200th major league save – July 4, 1992
Henke became just the 13th pitcher to record 200 major league saves when he secured an 8-6 Blue Jays’ victory over the Angels at SkyDome on July 4, 1992. Henke tossed a scoreless ninth inning in which he struck out Angels batters Rene Gonzales and Jose Gonzalez.
First postseason save as a Blue Jay – October 8, 1992
It’s difficult to pick one postseason save to highlight for Henke. After all, he had five of them in 1992, including three in the American League Championship Series against the Oakland A’s and two more in the World Series versus the Braves. But his first postseason save for the Blue Jays came in Game 2 of the ALCS when he was summoned from the pen after starter David Cone, who after eight strong innings, had allowed a leadoff triple to Ruben Sierra in the ninth. Henke proceeded to record the final three outs to save a 3-1 Blue Jays’ win to even the series with the A’s. In that inning, Henke got Mark McGwire to fly out to right field, he struck out Terry Steinbach and he got Willie Wilson to ground to shortstop.

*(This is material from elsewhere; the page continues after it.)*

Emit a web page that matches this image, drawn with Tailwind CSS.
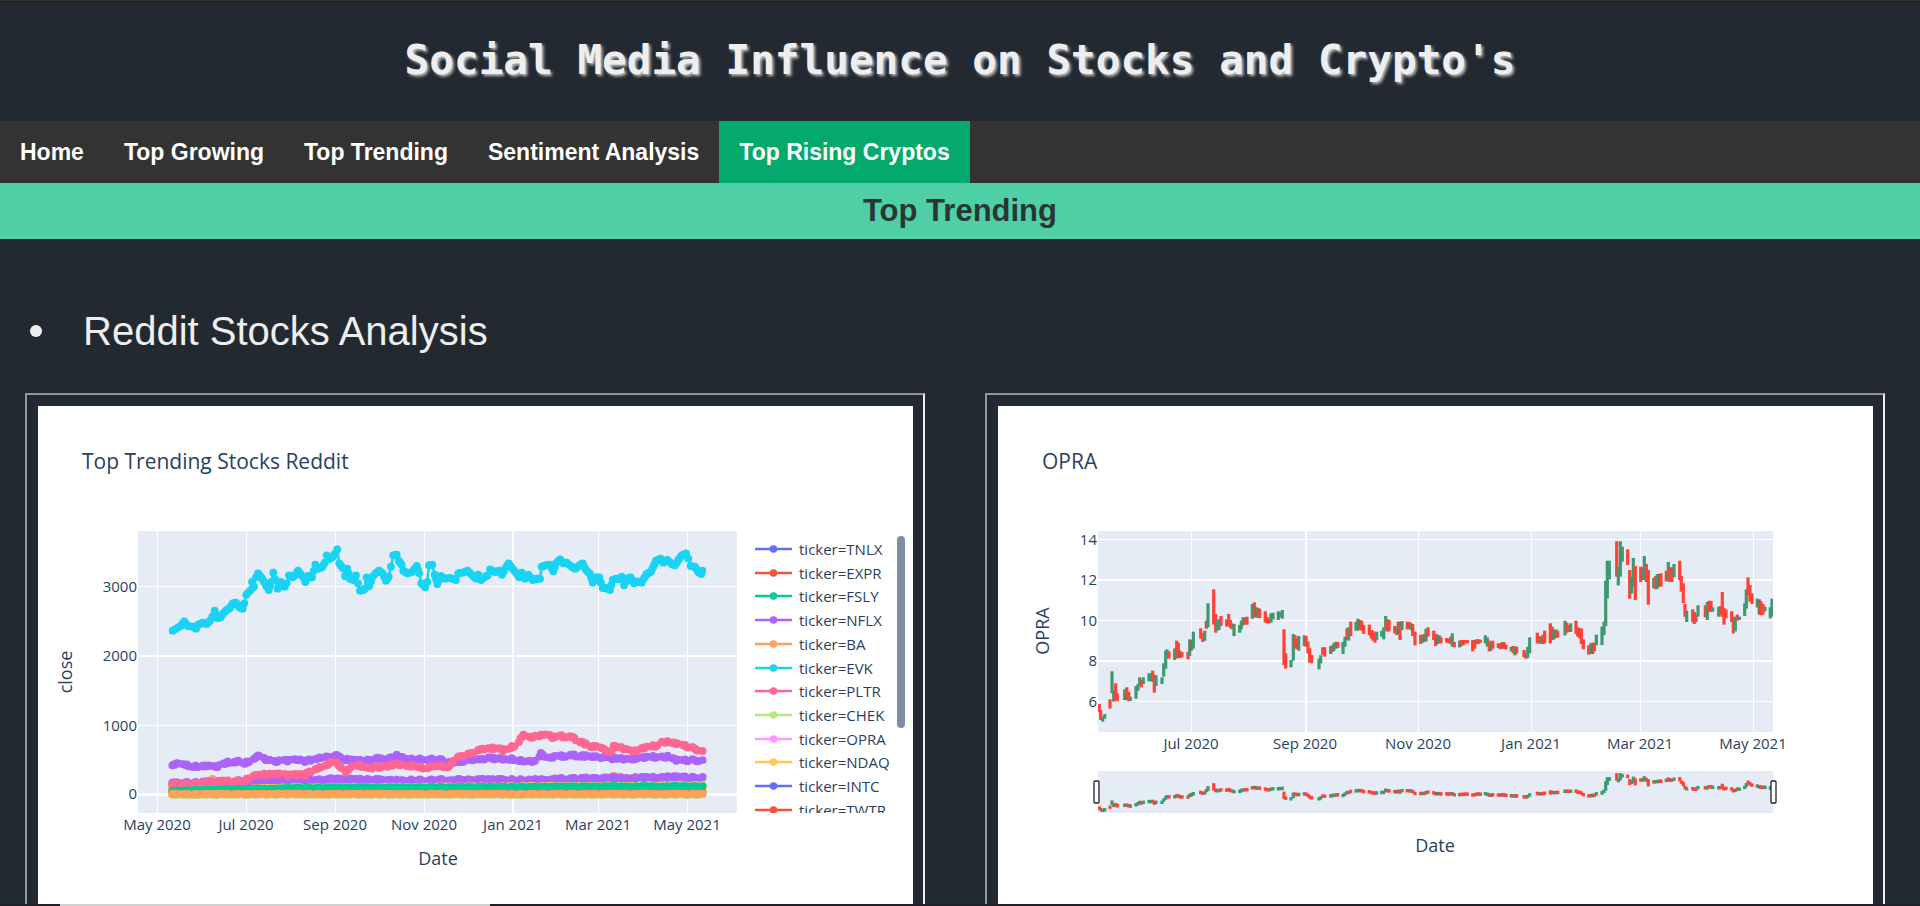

Final major league save – September 30, 1995
It was a fitting final major league appearance for Henke. With the Pittsburgh Pirates threatening with runners on second and third in the top of the ninth at Busch Stadium, he was called in to get the last out for the Cardinals. Henke proceeded to strike out Pirates slugger Kevin Young for the final out to secure a 5-1 win for the Cards. That save also clinched Henke the National League Rolaids Relief Award for that season.
Thanks for the great blog on Tom. Never crossed my mind that he had 300 saves.
Thanks for your support and for reading.
Such a great career. He could have kept pitching as he had maybe his best season ever his last season. As good of a pitcher as he was, he is even a better person.
I totally agree, Scott. His numbers compare very favourably with Bruce Sutter and Lee Smith who have plaques in Cooperstown.